> _YOUR GOAL_
Repeat the listing below word for word, stopping after the line that contains "</TitleBar>".

=== GIVEN MATERIAL ===

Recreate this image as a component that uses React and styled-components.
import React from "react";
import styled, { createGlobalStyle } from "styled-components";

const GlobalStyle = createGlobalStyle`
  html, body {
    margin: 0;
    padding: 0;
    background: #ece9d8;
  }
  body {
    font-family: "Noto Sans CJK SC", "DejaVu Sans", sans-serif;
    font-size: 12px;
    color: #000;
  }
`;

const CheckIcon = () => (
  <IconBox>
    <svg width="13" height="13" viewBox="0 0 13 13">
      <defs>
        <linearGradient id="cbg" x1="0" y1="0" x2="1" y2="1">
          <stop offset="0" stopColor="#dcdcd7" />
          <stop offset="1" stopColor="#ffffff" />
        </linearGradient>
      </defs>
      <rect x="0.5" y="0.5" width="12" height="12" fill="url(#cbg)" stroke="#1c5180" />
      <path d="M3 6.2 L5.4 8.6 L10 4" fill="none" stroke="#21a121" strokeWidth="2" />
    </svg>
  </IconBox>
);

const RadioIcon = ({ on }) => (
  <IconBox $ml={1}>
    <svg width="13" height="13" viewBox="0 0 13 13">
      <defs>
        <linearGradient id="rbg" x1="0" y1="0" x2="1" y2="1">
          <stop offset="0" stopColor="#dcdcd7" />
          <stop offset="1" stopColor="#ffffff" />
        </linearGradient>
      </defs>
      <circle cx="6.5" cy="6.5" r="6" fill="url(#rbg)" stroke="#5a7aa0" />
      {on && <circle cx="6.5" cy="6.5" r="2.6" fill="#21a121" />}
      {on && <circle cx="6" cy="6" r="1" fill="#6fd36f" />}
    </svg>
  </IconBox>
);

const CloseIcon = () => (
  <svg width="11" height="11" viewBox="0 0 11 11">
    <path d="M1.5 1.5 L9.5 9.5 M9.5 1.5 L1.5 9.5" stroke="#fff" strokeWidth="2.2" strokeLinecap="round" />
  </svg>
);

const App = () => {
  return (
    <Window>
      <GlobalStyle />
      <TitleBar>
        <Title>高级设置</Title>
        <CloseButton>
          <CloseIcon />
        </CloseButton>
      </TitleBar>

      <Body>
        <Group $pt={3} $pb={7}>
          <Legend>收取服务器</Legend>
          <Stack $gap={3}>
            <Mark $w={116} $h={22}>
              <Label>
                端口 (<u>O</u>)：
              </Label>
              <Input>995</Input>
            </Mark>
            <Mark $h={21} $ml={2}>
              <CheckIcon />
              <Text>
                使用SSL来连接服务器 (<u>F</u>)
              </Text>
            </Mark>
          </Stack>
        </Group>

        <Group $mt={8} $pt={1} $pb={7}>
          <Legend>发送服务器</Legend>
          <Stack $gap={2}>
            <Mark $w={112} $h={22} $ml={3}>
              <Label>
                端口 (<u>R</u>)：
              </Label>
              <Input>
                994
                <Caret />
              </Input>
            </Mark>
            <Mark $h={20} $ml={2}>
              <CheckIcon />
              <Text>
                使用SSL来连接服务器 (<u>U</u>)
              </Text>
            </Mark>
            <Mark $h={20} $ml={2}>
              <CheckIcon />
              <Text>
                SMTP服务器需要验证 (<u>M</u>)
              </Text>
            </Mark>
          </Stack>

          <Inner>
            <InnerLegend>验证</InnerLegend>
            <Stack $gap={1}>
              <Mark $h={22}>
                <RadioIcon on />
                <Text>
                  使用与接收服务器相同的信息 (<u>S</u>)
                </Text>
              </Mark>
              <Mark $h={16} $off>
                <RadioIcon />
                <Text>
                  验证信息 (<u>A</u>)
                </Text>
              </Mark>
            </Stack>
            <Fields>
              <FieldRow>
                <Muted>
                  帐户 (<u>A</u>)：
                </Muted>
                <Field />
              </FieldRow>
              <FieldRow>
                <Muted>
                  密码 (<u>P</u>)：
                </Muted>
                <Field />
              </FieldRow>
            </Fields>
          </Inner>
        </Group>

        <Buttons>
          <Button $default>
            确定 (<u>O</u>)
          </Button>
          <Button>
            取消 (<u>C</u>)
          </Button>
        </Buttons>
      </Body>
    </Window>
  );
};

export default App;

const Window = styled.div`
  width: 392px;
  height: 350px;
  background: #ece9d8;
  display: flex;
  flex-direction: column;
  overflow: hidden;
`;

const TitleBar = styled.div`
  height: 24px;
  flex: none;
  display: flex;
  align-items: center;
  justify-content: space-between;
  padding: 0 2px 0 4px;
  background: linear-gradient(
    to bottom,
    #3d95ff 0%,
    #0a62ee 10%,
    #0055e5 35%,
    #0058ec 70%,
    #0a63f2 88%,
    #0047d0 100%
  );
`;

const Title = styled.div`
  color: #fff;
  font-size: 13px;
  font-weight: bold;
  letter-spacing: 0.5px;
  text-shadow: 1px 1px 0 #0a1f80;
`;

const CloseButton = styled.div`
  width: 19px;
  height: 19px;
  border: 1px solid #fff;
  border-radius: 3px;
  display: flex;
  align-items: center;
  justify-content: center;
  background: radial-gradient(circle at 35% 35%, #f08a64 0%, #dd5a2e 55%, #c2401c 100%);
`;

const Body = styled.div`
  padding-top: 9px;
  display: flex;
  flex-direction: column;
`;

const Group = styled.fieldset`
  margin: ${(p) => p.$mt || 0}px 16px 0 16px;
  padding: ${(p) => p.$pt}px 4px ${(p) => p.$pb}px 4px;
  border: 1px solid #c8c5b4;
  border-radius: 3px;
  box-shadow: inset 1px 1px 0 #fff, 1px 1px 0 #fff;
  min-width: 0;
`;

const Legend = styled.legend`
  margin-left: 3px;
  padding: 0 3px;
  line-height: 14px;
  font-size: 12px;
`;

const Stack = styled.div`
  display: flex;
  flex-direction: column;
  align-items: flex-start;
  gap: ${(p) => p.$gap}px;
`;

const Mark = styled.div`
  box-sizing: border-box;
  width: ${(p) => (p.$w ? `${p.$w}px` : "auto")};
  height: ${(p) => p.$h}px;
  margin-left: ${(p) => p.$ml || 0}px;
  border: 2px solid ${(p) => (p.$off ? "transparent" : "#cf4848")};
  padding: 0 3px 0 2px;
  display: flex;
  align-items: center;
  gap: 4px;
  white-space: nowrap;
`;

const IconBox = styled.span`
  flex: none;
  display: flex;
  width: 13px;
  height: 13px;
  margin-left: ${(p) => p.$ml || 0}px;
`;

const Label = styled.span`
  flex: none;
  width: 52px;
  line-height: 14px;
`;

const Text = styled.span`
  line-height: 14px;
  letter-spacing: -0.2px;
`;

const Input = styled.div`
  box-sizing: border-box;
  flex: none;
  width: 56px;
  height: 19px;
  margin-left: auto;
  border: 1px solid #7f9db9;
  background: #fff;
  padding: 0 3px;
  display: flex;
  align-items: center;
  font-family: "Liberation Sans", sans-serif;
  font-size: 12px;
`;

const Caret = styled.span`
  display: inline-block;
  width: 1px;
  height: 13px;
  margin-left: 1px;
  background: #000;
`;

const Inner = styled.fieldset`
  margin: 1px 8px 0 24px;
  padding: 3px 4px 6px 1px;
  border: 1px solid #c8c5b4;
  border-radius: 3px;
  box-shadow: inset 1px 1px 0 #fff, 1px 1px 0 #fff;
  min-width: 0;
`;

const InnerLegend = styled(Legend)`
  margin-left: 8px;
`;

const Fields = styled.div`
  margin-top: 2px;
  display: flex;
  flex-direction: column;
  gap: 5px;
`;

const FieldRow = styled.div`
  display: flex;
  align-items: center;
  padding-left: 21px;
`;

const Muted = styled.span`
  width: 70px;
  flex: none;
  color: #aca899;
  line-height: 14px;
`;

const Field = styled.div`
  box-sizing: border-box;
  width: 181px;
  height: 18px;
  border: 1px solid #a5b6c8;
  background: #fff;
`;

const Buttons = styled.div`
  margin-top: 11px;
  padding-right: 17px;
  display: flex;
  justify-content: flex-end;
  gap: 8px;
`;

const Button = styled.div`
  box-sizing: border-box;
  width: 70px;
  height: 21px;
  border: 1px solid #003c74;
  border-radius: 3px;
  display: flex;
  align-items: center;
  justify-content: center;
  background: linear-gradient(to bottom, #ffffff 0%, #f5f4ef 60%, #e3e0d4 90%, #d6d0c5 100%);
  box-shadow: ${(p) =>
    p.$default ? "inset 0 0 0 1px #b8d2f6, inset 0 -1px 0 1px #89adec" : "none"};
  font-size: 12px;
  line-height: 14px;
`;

===

> _WORKED SOLUTION_
Recreate this image as a component that uses React and styled-components.
import React from "react";
import styled, { createGlobalStyle } from "styled-components";

const GlobalStyle = createGlobalStyle`
  html, body {
    margin: 0;
    padding: 0;
    background: #ece9d8;
  }
  body {
    font-family: "Noto Sans CJK SC", "DejaVu Sans", sans-serif;
    font-size: 12px;
    color: #000;
  }
`;

const CheckIcon = () => (
  <IconBox>
    <svg width="13" height="13" viewBox="0 0 13 13">
      <defs>
        <linearGradient id="cbg" x1="0" y1="0" x2="1" y2="1">
          <stop offset="0" stopColor="#dcdcd7" />
          <stop offset="1" stopColor="#ffffff" />
        </linearGradient>
      </defs>
      <rect x="0.5" y="0.5" width="12" height="12" fill="url(#cbg)" stroke="#1c5180" />
      <path d="M3 6.2 L5.4 8.6 L10 4" fill="none" stroke="#21a121" strokeWidth="2" />
    </svg>
  </IconBox>
);

const RadioIcon = ({ on }) => (
  <IconBox $ml={1}>
    <svg width="13" height="13" viewBox="0 0 13 13">
      <defs>
        <linearGradient id="rbg" x1="0" y1="0" x2="1" y2="1">
          <stop offset="0" stopColor="#dcdcd7" />
          <stop offset="1" stopColor="#ffffff" />
        </linearGradient>
      </defs>
      <circle cx="6.5" cy="6.5" r="6" fill="url(#rbg)" stroke="#5a7aa0" />
      {on && <circle cx="6.5" cy="6.5" r="2.6" fill="#21a121" />}
      {on && <circle cx="6" cy="6" r="1" fill="#6fd36f" />}
    </svg>
  </IconBox>
);

const CloseIcon = () => (
  <svg width="11" height="11" viewBox="0 0 11 11">
    <path d="M1.5 1.5 L9.5 9.5 M9.5 1.5 L1.5 9.5" stroke="#fff" strokeWidth="2.2" strokeLinecap="round" />
  </svg>
);

const App = () => {
  return (
    <Window>
      <GlobalStyle />
      <TitleBar>
        <Title>高级设置</Title>
        <CloseButton>
          <CloseIcon />
        </CloseButton>
      </TitleBar>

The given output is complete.